Frequently Asked Questions About Moving to Pittsburgh Real Estate

Should I move to Pittsburgh in 2026?

For most people weighing the move, yes. Pittsburgh consistently ranks well for livability, combining a low cost of living, major healthcare and university employers, a strong food and arts scene, and distinctive river-valley neighborhoods. Many people who relocate for work end up staying for the affordability and quality of life.

Is Pittsburgh affordable to live in?

Yes. Pittsburgh is one of the more affordable major U.S. metros, with home prices and overall cost of living well below national big-city averages. That affordability, paired with strong healthcare, education, and technology employment, is a major reason people move to the region.

What are the best Pittsburgh neighborhoods for people moving to the area?

It depends on your stage of life. Young professionals often choose walkable city neighborhoods like Shadyside, Lawrenceville, and the South Side, while families gravitate to suburbs with strong schools such as Mt. Lebanon, Upper St. Clair, Peters Township, and the North Hills.

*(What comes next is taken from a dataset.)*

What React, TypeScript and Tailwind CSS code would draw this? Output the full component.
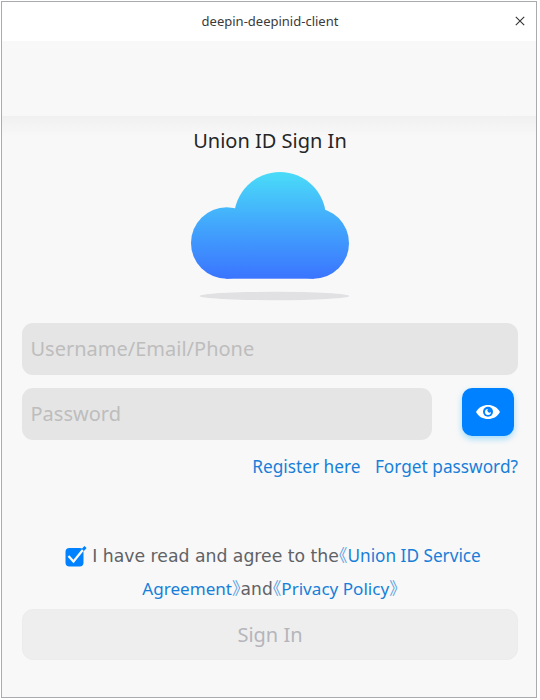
import { useState } from "react";

function Cloud() {
  return (
    <svg width="160" height="132" viewBox="190 170 160 132" className="block" aria-hidden="true">
      <defs>
        <linearGradient id="sky" x1="0" y1="172" x2="0" y2="279" gradientUnits="userSpaceOnUse">
          <stop offset="0" stopColor="#4adcf8" />
          <stop offset="0.5" stopColor="#42a6fc" />
          <stop offset="1" stopColor="#3a74ff" />
        </linearGradient>
      </defs>
      <g fill="url(#sky)">
        <circle cx="226.700" cy="243" r="35.700" />
        <circle cx="313.500" cy="243.200" r="35.500" />
        <circle cx="280" cy="218" r="46" />
        <rect x="226" y="218" width="88" height="60.700" />
      </g>
      <ellipse cx="274.500" cy="296" rx="75" ry="4.200" fill="#e1e1e4" />
    </svg>
  );
}

function Eye() {
  return (
    <svg width="24" height="16" viewBox="0 0 24 16" aria-hidden="true">
      <path d="M0 8 C3 3 7 1 12 1 S21 3 24 8 C21 13 17 15 12 15 S3 13 0 8Z" fill="#fff" />
      <circle cx="12" cy="7.800" r="5" fill="#0081ff" />
      <path d="M12 4.900 A3 3 0 1 0 15 7.900 A2 2 0 0 1 12 4.900Z" fill="#fff" />
    </svg>
  );
}

function AgreeBox() {
  return (
    <svg width="22" height="22" viewBox="0 0 22 22" className="block" aria-hidden="true">
      <rect x="0.500" y="3" width="18" height="18.500" rx="4" fill="#0081ff" />
      <path d="M3.500 11 L8.500 16.500 L19 3.500" fill="none" stroke="#f8f8f8" strokeWidth="2.300" />
      <path d="M17.800 5 L20.500 2" stroke="#0081ff" strokeWidth="3" />
    </svg>
  );
}

const link = "text-[#177fd8]";
const bracket = "font-['Noto_Sans_CJK_SC',sans-serif] [font-feature-settings:'halt'] opacity-70";
const field =
  "h-[52px] rounded-[11px] bg-[#e5e5e5] px-[8.5px] pb-[2px] text-[20px] text-[#555] outline-none placeholder:text-[#bdbdbd] placeholder:opacity-100";

export default function App() {
  const [visible, setVisible] = useState(false);
  return (
    <div className="h-[700px] w-[540px] overflow-hidden bg-white pl-px pt-px font-['Noto_Sans',sans-serif]">
      <main className="flex h-[697px] w-[536px] flex-col border border-[#a9abae] bg-[#f8f8f8]">
        <header className="grid h-[39px] shrink-0 grid-cols-[34px_1fr_32px] items-center bg-white">
          <span />
          <h1 className="pb-[2px] text-center text-[13px] leading-[20px] text-[#3a3a3a]">deepin-deepinid-client</h1>
          <button className="flex justify-center pb-px" aria-label="Close">
            <svg width="10" height="10" viewBox="0 0 10 10">
              <path d="M0.800 0.800 L9.200 9.200 M9.200 0.800 L0.800 9.200" stroke="#333" strokeWidth="1.100" />
            </svg>
          </button>
        </header>
        <div className="h-[75px] shrink-0" />
        <section className="flex flex-1 flex-col bg-[linear-gradient(#f0f0f0,#f8f8f8_20px)] pl-[20px] pr-[18px]">
          <h2 className="mt-[11px] text-center text-[20px] leading-[28px] text-[#262626]">Union ID Sign In</h2>
          <div className="mt-[15px] flex h-[132px] justify-center">
            <Cloud />
          </div>
          <input className={`mt-[21px] ${field}`} placeholder="Username/Email/Phone" />
          <div className="mt-[13px] flex justify-between pr-[4px]">
            <input className={`w-[410px] ${field}`} type={visible ? "text" : "password"} placeholder="Password" />
            <button
              className="flex h-[48px] w-[52px] items-center justify-center rounded-[10px] bg-[#0081ff] shadow-[0_3px_6px_rgba(0,170,255,0.35)]"
              aria-label="Show password"
              onClick={() => setVisible(!visible)}
            >
              <Eye />
            </button>
          </div>
          <nav className={`mt-[15px] flex justify-end gap-[14.5px] text-[17.25px] leading-[24px] ${link}`}>
            <a>Register here</a>
            <a>Forget password?</a>
          </nav>
          <div className="mt-[60px] flex h-[33px] items-center justify-center gap-[5px] whitespace-nowrap text-[17.2px] leading-[33px]">
            <AgreeBox />
            <p className="mr-[-6px]">
              <span className="font-['DejaVu_Sans',sans-serif] text-[17.25px] text-[#606266]">I have read and agree to the</span>
              <span className={link}><span className={bracket}>《</span>Union ID Service</span>
            </p>
          </div>
          <p className="mt-[-1px] h-[33px] whitespace-nowrap text-center text-[17.1px] leading-[33px]">
            <span className={link}>Agreement<span className={bracket}>》</span></span>
            <span className="font-['DejaVu_Sans',sans-serif] text-[#606266]">and</span>
            <span className={link}><span className={bracket}>《</span>Privacy Policy<span className={bracket}>》</span></span>
          </p>
          <button className="mt-[5px] h-[51px] rounded-[11px] border border-[#ececec] bg-[#eeeeee] text-[20px] text-[#b5b5bb]">
            Sign In
          </button>
        </section>
      </main>
    </div>
  );
}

A local agent can match areas to your needs.

What is the weather like in Pittsburgh?

Pittsburgh has four distinct seasons: warm, green summers, colorful falls, cold winters with periodic snow, and mild springs. Newcomers should expect cloudy stretches in winter, but the trade-off is lush, scenic river-valley landscapes for much of the year.

What is Pittsburgh known for?

Pittsburgh is known for its three rivers and dramatic bridges, world-class healthcare and universities, a transformed economy in healthcare, education, and technology, passionate sports culture, and a distinctive collection of hillside and riverfront neighborhoods, all at an affordable cost of living.

How do I choose where to live when moving to Pittsburgh?

Start with your commute, budget, and whether schools are a priority, then weigh walkability versus space. Because Pittsburgh's neighborhoods and suburbs vary widely block by block, working with a local agent who knows the whole region helps newcomers avoid costly mistakes and find the right fit faster.